### [Source material]
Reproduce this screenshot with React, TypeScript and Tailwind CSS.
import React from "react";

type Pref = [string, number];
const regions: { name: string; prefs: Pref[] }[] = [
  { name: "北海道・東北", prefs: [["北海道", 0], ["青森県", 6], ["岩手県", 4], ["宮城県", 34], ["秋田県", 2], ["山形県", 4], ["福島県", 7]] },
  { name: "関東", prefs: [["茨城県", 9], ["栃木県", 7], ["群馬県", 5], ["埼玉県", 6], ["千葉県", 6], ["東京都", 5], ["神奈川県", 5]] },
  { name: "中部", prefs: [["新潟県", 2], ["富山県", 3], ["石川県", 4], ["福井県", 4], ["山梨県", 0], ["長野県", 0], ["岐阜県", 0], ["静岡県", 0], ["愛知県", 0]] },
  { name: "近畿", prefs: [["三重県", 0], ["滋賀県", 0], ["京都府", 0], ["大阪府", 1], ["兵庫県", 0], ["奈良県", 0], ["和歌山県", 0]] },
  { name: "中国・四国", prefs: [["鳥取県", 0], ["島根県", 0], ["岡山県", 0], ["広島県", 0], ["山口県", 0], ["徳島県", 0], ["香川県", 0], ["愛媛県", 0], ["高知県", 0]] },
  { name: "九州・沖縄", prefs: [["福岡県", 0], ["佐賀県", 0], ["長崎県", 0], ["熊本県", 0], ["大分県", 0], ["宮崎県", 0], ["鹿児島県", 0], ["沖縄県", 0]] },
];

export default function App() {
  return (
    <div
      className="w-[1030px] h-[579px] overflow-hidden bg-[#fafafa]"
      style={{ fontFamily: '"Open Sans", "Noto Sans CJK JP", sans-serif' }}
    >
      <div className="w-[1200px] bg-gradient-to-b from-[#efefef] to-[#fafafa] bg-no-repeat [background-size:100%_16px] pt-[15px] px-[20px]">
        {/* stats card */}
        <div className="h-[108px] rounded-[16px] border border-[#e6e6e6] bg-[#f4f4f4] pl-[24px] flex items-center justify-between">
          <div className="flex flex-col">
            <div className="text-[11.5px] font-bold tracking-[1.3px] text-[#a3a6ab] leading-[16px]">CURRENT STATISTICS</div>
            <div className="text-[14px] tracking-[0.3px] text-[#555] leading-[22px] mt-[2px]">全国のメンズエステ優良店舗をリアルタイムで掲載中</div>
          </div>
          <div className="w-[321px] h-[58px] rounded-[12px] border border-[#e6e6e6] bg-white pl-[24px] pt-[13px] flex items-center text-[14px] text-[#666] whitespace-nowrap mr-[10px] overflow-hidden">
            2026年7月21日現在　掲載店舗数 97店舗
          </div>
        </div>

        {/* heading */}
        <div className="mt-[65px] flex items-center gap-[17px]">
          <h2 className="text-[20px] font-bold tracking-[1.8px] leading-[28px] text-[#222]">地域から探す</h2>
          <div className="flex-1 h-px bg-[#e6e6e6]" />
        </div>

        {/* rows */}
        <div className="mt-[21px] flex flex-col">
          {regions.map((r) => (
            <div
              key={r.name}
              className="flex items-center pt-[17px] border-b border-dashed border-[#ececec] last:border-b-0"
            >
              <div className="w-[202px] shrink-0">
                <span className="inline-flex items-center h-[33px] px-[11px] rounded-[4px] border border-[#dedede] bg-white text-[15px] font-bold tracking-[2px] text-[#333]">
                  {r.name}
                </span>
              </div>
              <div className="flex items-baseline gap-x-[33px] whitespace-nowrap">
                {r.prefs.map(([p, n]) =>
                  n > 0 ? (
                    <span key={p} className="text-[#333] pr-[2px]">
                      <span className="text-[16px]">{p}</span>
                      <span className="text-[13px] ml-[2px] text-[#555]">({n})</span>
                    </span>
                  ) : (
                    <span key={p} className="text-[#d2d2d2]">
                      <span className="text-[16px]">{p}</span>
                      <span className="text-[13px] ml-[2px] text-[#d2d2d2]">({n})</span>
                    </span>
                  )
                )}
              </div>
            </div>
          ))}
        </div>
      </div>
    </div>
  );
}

* * *

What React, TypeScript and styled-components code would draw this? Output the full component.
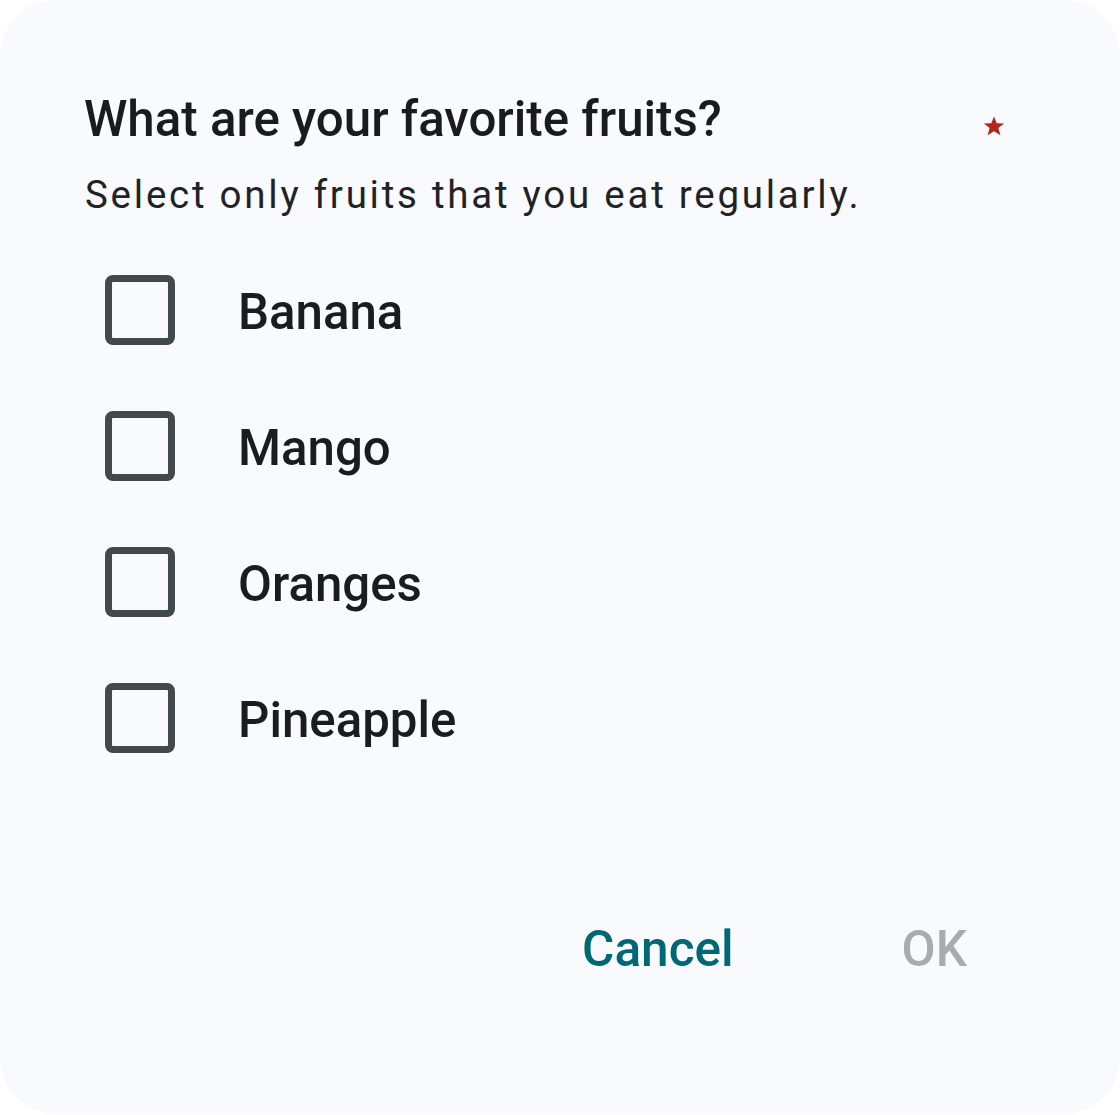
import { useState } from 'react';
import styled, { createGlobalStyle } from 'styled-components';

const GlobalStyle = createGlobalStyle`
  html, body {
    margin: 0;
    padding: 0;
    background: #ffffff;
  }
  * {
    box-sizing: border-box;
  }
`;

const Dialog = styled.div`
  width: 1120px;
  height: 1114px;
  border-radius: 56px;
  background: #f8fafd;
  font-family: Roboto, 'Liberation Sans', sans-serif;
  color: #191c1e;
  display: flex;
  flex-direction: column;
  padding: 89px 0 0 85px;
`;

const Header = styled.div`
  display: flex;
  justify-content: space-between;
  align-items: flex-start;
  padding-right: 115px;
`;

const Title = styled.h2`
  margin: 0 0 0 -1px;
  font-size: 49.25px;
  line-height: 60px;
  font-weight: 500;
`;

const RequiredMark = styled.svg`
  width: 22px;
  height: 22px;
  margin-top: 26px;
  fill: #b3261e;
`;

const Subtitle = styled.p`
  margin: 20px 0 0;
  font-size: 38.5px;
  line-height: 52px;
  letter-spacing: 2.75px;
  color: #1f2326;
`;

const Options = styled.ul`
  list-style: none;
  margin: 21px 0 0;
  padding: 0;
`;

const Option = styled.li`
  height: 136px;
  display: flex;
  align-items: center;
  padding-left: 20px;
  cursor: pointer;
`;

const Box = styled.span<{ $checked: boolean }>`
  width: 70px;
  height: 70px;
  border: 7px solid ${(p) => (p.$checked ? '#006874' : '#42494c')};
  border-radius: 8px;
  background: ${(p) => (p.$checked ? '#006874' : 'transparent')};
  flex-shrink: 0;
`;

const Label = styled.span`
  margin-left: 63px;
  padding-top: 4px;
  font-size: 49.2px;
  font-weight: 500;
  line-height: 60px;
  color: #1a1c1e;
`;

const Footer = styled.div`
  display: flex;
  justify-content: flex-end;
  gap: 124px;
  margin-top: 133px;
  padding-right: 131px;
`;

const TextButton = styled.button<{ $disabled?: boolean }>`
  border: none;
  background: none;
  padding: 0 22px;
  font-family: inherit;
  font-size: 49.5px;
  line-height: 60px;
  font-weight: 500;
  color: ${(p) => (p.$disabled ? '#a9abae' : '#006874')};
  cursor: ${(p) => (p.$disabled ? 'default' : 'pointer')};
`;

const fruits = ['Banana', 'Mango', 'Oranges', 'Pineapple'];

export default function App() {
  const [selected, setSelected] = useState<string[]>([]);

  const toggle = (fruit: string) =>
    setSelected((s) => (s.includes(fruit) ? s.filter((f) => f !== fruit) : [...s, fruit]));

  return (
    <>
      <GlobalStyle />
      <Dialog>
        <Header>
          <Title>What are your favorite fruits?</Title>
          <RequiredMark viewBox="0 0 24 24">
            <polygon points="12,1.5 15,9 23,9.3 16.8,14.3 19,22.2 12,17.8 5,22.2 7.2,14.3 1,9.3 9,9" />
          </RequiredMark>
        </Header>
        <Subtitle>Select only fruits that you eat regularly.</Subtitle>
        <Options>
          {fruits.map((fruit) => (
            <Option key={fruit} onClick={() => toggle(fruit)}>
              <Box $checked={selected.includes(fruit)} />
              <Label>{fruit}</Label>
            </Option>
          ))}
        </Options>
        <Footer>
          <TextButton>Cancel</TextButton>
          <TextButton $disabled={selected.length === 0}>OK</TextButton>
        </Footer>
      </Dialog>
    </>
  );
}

### [What the task requires]
Look above for the line that contains "Reproduce this screenshot". Starting there, transcribe every line exactly until you have copied the line that contains "import React from".

### [Task output]
Reproduce this screenshot with React, TypeScript and Tailwind CSS.
import React from "react";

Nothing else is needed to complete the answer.